Hyperion Does Some Autumn Cleaning
Hyperion, a provider of business performance management (BPM) software, yesterday announced the newest version of Hyperion System 9, Release 9.3. The new version, which comes a year after the launch of Hyperion System 9, introduces Hyperion's BPM Architect and Hyperion System 9 Capital Expense Planning. Additionally, the new solution will now integrate on a high level with Microsoft Office, Google OneBox for Enterprise, SQL Server 2005, IBM Websphere portal, and SAP Netweaver, according to the company.
For many companies in the process of installing BPM solutions there is "chaos in the systems," says Rich Clayton, vice president of marketing. In this product version, he says, "we're trying to tie all of the different parts [of the system] together and to integrate them." Clayton cites the three main customer pain points as integration, process support, and the ability to access information. Hyperion looks to address all of these concerns in Release 9.3, he says.
The new BPM Architect allows customers a complete view of their business process modeling environment from where they can map the flow of data and design, deploy, and oversee planning processes. The integration between financial planning and reporting processes offered by the BPM Architect will ensure that these functions are working together to reach identical goals, according to the company. To address the call for data integrity, Hyperion is upgrading its data management services module, which runs off of Informatica. Henry Morris, the group vice president and general manager for IDC's Integration, Development and Application Strategies solutions research group, says that for BPM, "all data issues are the most labor intensive areas and crucial in terms of success. Paying attention to that is important." By addressing data quality in the context of BI and by moving toward deeper integration, Hyperion makes itself more attractive to enterprises, according to Morris.

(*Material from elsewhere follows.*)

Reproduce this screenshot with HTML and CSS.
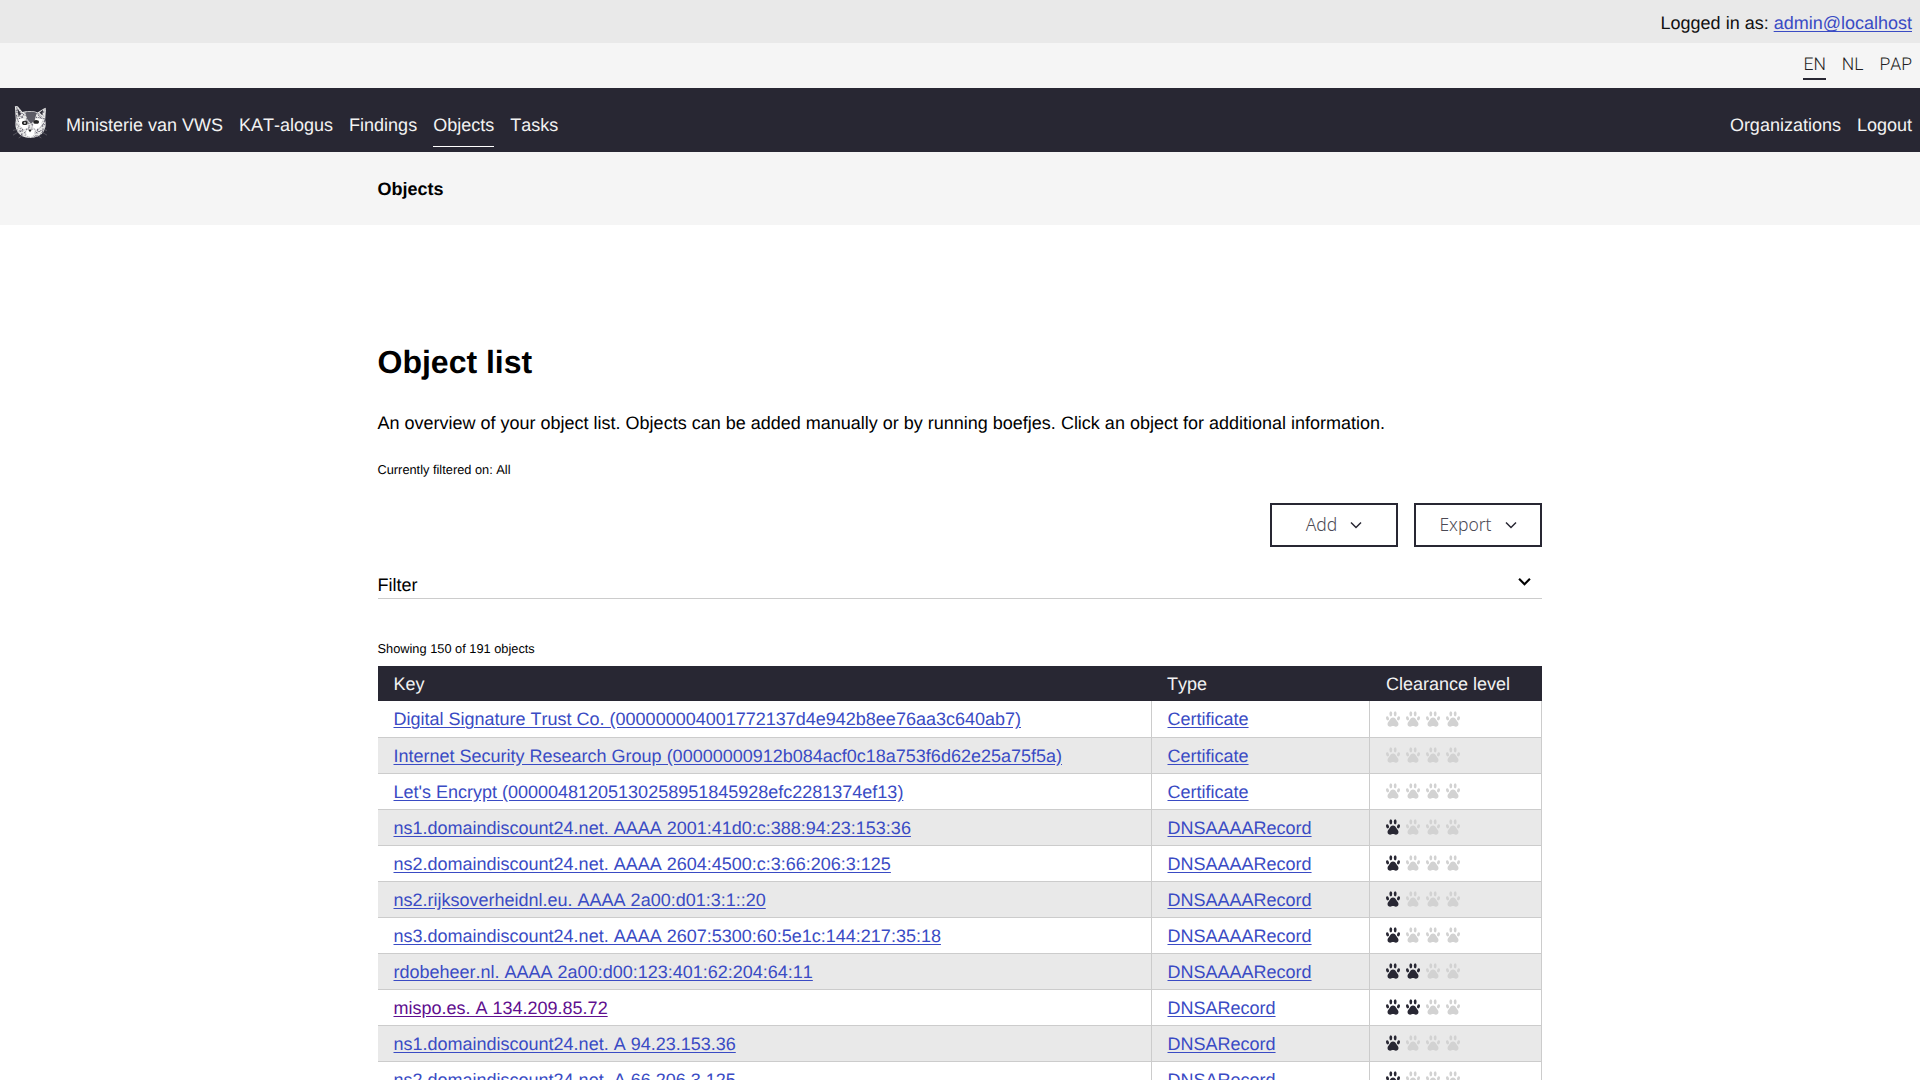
FILE: index.html
```html
<!DOCTYPE html>
<html lang="en">
<head>
<meta charset="utf-8">
<title>Objects</title>
<link rel="stylesheet" href="styles.css">
</head>
<body>
<svg class="defs" width="0" height="0" aria-hidden="true">
  <filter id="grain" x="-10%" y="-10%" width="120%" height="120%">
    <feTurbulence type="fractalNoise" baseFrequency="0.55" numOctaves="2" seed="4" result="n"/>
    <feColorMatrix in="n" type="matrix" values="0 0 0 0 0.16  0 0 0 0 0.15  0 0 0 0 0.2  3.500 0 0 0 -1.500" result="specks"/>
    <feComposite in="specks" in2="SourceAlpha" operator="in" result="inside"/>
    <feMerge><feMergeNode in="SourceGraphic"/><feMergeNode in="inside"/></feMerge>
  </filter>
  <symbol id="paw" viewBox="0 0 14 16">
    <ellipse cx="1.500" cy="7.300" rx="1.400" ry="2.100" transform="rotate(-15 1.500 7.300)"/>
    <ellipse cx="4.800" cy="2.800" rx="1.400" ry="2.600"/>
    <ellipse cx="9.200" cy="2.800" rx="1.400" ry="2.600"/>
    <ellipse cx="12.500" cy="7.300" rx="1.400" ry="2.100" transform="rotate(15 12.500 7.300)"/>
    <path d="M7 6.400c1.700 0 2.700 1.400 3.500 2.800.8 1.300 2 2.200 2 3.800 0 1.800-1.300 2.700-2.700 2.700-1.100 0-1.800-.6-2.800-.6s-1.700.6-2.800.6c-1.400 0-2.700-.9-2.700-2.700 0-1.600 1.200-2.500 2-3.800C4.300 7.800 5.300 6.400 7 6.400z"/>
  </symbol>
</svg>
<div class="userbar">Logged in as:&nbsp;<a href="#">admin@localhost</a></div>
<div class="langbar">
  <span class="lang lang-active">EN</span>
  <span class="lang">NL</span>
  <span class="lang">PAP</span>
</div>
<nav class="mainnav">
  <svg class="logo" viewBox="0 0 36 38" aria-hidden="true">
    <path fill="#e8e8e8" filter="url(#grain)" d="M2 3l3 .5 5 6c5-1.500 11-1.500 16 .5l8-5 1 1-1 12c1.500 4 .5 9-2 13-3 4-8 6-14 6S8 35 5 31c-2.500-4-3-9-2-13z"/>
    <path fill="#fff" d="M6 17l6 0 3 4 1 5-4 2-5-4zM31 17l-6 0-3 4-1 5 4 2 5-4zM14 29l4-2 5 2-1 5-4 2-4-2z"/>
    <path fill="#5c5b65" d="M13 10c3-1 9-1 12 .5L23 18l-4 4-4-5z"/>
    <path fill="#33323c" d="M4.500 5l3.500 6-2 4zM32 7l-1 6-3-3z"/>
    <ellipse cx="12.500" cy="21" rx="3" ry="2.200" fill="#222"/>
    <ellipse cx="24.500" cy="20" rx="3" ry="2" fill="#222"/>
    <circle cx="12.500" cy="21" r="1.200" fill="#bbb"/>
    <path fill="#222" d="M16 28h4l-2 3z"/>
    <path stroke="#77767e" stroke-width=".6" d="M0 29l4-1M0 34l5-3M36 29l-4-1M36 34l-5-3M6 37l3-2M30 37l-3-2"/>
  </svg>
  <a class="navlink" href="#">Ministerie van VWS</a>
  <a class="navlink" href="#">KAT-alogus</a>
  <a class="navlink" href="#">Findings</a>
  <a class="navlink navlink-active" href="#">Objects</a>
  <a class="navlink" href="#">Tasks</a>
  <span class="navspacer"></span>
  <a class="navlink" href="#">Organizations</a>
  <a class="navlink" href="#">Logout</a>
</nav>
<div class="crumbs"><div class="wrap"><b>Objects</b></div></div>
<main class="wrap content">
  <h1>Object list</h1>
  <p class="intro">An overview of your object list. Objects can be added manually or by running boefjes. Click an object for additional information.</p>
  <p class="small filtered">Currently filtered on: All</p>
  <div class="actions">
    <button class="btn" type="button">Add <svg class="chev" viewBox="0 0 12 8"><path d="M1 1.500l5 5 5-5"/></svg></button>
    <button class="btn" type="button">Export <svg class="chev" viewBox="0 0 12 8"><path d="M1 1.500l5 5 5-5"/></svg></button>
  </div>
  <div class="filter"><span>Filter</span><svg class="chev chev-bold" viewBox="0 0 12 8"><path d="M1 1.500l5 5 5-5"/></svg></div>
  <p class="small showing">Showing 150 of 191 objects</p>
  <table class="objects">
    <thead><tr><th class="col-key">Key</th><th class="col-type">Type</th><th class="col-level">Clearance level</th></tr></thead>
    <tbody>
      <tr><td><a href="#">Digital Signature Trust Co. (000000004001772137d4e942b8ee76aa3c640ab7)</a></td><td><a href="#">Certificate</a></td><td><span class="paws"><svg class="paw"><use href="#paw"/></svg><svg class="paw"><use href="#paw"/></svg><svg class="paw"><use href="#paw"/></svg><svg class="paw"><use href="#paw"/></svg></span></td></tr>
      <tr><td><a href="#">Internet Security Research Group (00000000912b084acf0c18a753f6d62e25a75f5a)</a></td><td><a href="#">Certificate</a></td><td><span class="paws"><svg class="paw"><use href="#paw"/></svg><svg class="paw"><use href="#paw"/></svg><svg class="paw"><use href="#paw"/></svg><svg class="paw"><use href="#paw"/></svg></span></td></tr>
      <tr><td><a href="#">Let's Encrypt (00000481205130258951845928efc2281374ef13)</a></td><td><a href="#">Certificate</a></td><td><span class="paws"><svg class="paw"><use href="#paw"/></svg><svg class="paw"><use href="#paw"/></svg><svg class="paw"><use href="#paw"/></svg><svg class="paw"><use href="#paw"/></svg></span></td></tr>
      <tr><td><a href="#">ns1.domaindiscount24.net. AAAA 2001:41d0:c:388:94:23:153:36</a></td><td><a href="#">DNSAAAARecord</a></td><td><span class="paws"><svg class="paw on"><use href="#paw"/></svg><svg class="paw"><use href="#paw"/></svg><svg class="paw"><use href="#paw"/></svg><svg class="paw"><use href="#paw"/></svg></span></td></tr>
      <tr><td><a href="#">ns2.domaindiscount24.net. AAAA 2604:4500:c:3:66:206:3:125</a></td><td><a href="#">DNSAAAARecord</a></td><td><span class="paws"><svg class="paw on"><use href="#paw"/></svg><svg class="paw"><use href="#paw"/></svg><svg class="paw"><use href="#paw"/></svg><svg class="paw"><use href="#paw"/></svg></span></td></tr>
      <tr><td><a href="#">ns2.rijksoverheidnl.eu. AAAA 2a00:d01:3:1::20</a></td><td><a href="#">DNSAAAARecord</a></td><td><span class="paws"><svg class="paw on"><use href="#paw"/></svg><svg class="paw"><use href="#paw"/></svg><svg class="paw"><use href="#paw"/></svg><svg class="paw"><use href="#paw"/></svg></span></td></tr>
      <tr><td><a href="#">ns3.domaindiscount24.net. AAAA 2607:5300:60:5e1c:144:217:35:18</a></td><td><a href="#">DNSAAAARecord</a></td><td><span class="paws"><svg class="paw on"><use href="#paw"/></svg><svg class="paw"><use href="#paw"/></svg><svg class="paw"><use href="#paw"/></svg><svg class="paw"><use href="#paw"/></svg></span></td></tr>
      <tr><td><a href="#">rdobeheer.nl. AAAA 2a00:d00:123:401:62:204:64:11</a></td><td><a href="#">DNSAAAARecord</a></td><td><span class="paws"><svg class="paw on"><use href="#paw"/></svg><svg class="paw on"><use href="#paw"/></svg><svg class="paw"><use href="#paw"/></svg><svg class="paw"><use href="#paw"/></svg></span></td></tr>
      <tr><td><a class="visited" href="#">mispo.es. A 134.209.85.72</a></td><td><a href="#">DNSARecord</a></td><td><span class="paws"><svg class="paw on"><use href="#paw"/></svg><svg class="paw on"><use href="#paw"/></svg><svg class="paw"><use href="#paw"/></svg><svg class="paw"><use href="#paw"/></svg></span></td></tr>
      <tr><td><a href="#">ns1.domaindiscount24.net. A 94.23.153.36</a></td><td><a href="#">DNSARecord</a></td><td><span class="paws"><svg class="paw on"><use href="#paw"/></svg><svg class="paw"><use href="#paw"/></svg><svg class="paw"><use href="#paw"/></svg><svg class="paw"><use href="#paw"/></svg></span></td></tr>
      <tr><td><a href="#">ns2.domaindiscount24.net. A 66.206.3.125</a></td><td><a href="#">DNSARecord</a></td><td><span class="paws"><svg class="paw on"><use href="#paw"/></svg><svg class="paw"><use href="#paw"/></svg><svg class="paw"><use href="#paw"/></svg><svg class="paw"><use href="#paw"/></svg></span></td></tr>
    </tbody>
  </table>
</main>
</body>
</html>
```

FILE: styles.css
```css
* { box-sizing: border-box; }
html, body { margin: 0; padding: 0; }
body {
  font-family: "Liberation Sans", Arial, sans-serif;
  font-size: 18px;
  line-height: 27px;
  color: #000;
  background: #fff;
  height: 1080px;
  overflow: hidden;
  text-rendering: geometricPrecision;
  font-kerning: none;
}
.defs { position: absolute; }
a { color: #3a4bc4; text-underline-offset: 2px; }
.userbar {
  height: 43px;
  padding: 10px 8px 0 0;
  background: #e9e9e9;
  display: flex;
  justify-content: flex-end;
  align-items: flex-start;
  color: #111;
}
.langbar {
  height: 45px;
  background: #f5f5f5;
  display: flex;
  justify-content: flex-end;
  align-items: flex-start;
  gap: 16px;
  padding-right: 8px;
}
.lang {
  height: 37px;
  padding-top: 9px;
  color: #1f1f24;
  font-family: Roboto, sans-serif;
  font-size: 17.500px;
  font-weight: 300;
  border-bottom: 2px solid transparent;
}
.lang-active { border-bottom-color: #282733; }
.mainnav {
  height: 64px;
  background: #282733;
  display: flex;
  align-items: flex-start;
  gap: 16px;
  padding: 0 8px 0 13px;
}
.logo { width: 34px; height: 36px; margin: 15px 3px 0 0; }
.navlink {
  color: #f2f2f2;
  text-decoration: none;
  height: 59px;
  padding-top: 24px;
  border-bottom: 1px solid transparent;
}
.navlink-active { border-bottom-color: #fff; }
.navspacer { flex: 1; }
.crumbs {
  height: 73px;
  background: #f5f5f5;
  display: flex;
  align-items: center;
  padding-top: 1px;
}
.wrap { width: 1164.500px; margin-left: 377.500px; }
.content { padding-top: 117px; }
h1 { font-size: 32px; line-height: 40px; margin: 0; font-weight: 700; }
.intro { margin: 28px 0 0; }
.small { font-size: 12.800px; line-height: 18px; margin: 0; }
.filtered { margin-top: 24px; }
.actions {
  display: flex;
  justify-content: flex-end;
  gap: 16px;
  margin-top: 24px;
}
.btn {
  width: 128px;
  height: 44px;
  background: #fff;
  border: 2px solid #282733;
  color: #4b4a55;
  font-family: "Noto Sans", sans-serif;
  font-size: 17.500px;
  font-weight: 300;
  display: flex;
  align-items: center;
  justify-content: center;
  gap: 13px;
  padding: 0 0 3px;
}
.chev { width: 12px; height: 8px; fill: none; stroke: #282733; stroke-width: 1.500; margin-top: 3px; }
.chev-bold { width: 13px; height: 9px; stroke: #000; stroke-width: 2; margin: -9px 11px 0 0; }
.filter {
  margin-top: 23px;
  height: 29px;
  border-bottom: 1px solid #ccc;
  display: flex;
  justify-content: space-between;
  align-items: center;
  padding-top: 3px;
}
.showing { margin-top: 41px; }
.objects {
  width: 100%;
  margin-top: 8px;
  border-collapse: collapse;
  table-layout: fixed;
}
.col-key { width: 773.500px; }
.col-type { width: 218px; }
.objects th {
  background: #282733;
  color: #f2f2f2;
  font-weight: 400;
  text-align: left;
  height: 35px;
  padding: 1px 16px 0;
}
.objects th.col-level { padding-left: 17px; }
.objects td {
  height: 36px;
  padding: 2px 16px 0;
  border: 1px solid #ccc;
  border-width: 0 1px 1px 1px;
}
.objects tbody tr:nth-child(even) td { background: #e9e9e9; }
.objects td:first-child { border-left: 0; }
.visited { color: #5f0f8f; }
.paws { display: flex; gap: 6px; align-items: center; margin-top: -2px; }
.paw { width: 14px; height: 16px; fill: #d2d2d2; }
.paw.on { fill: #282733; }
```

Another focus of Hyperion System 9 Release 9.3 is integration. Clayton says one of the big questions for Hyperion's customers is, how do you make critical performance data more accessible in Microsoft Office? To answer this question, Hyperion enhanced its integration with Microsoft Office by linking views between Word, PowerPoint, and Excel. New to the solution is integration with Google OneBox for Enterprise, allowing customers access to reports, metrics, and planning management information. Additionally, Hyperion announced open and certified integration with SQL Server 2005, IBM Websphere portal, and SAP Netweaver.
Morris says the increase in integration between other vendors' systems will make Hyperion more marketable. "You don't run your business on Hyperion [alone]. This only makes sense if you're well connected. Paying attention to integration--which needs to happen at the data level fundamentally, but also at the process level--is a valuable thing."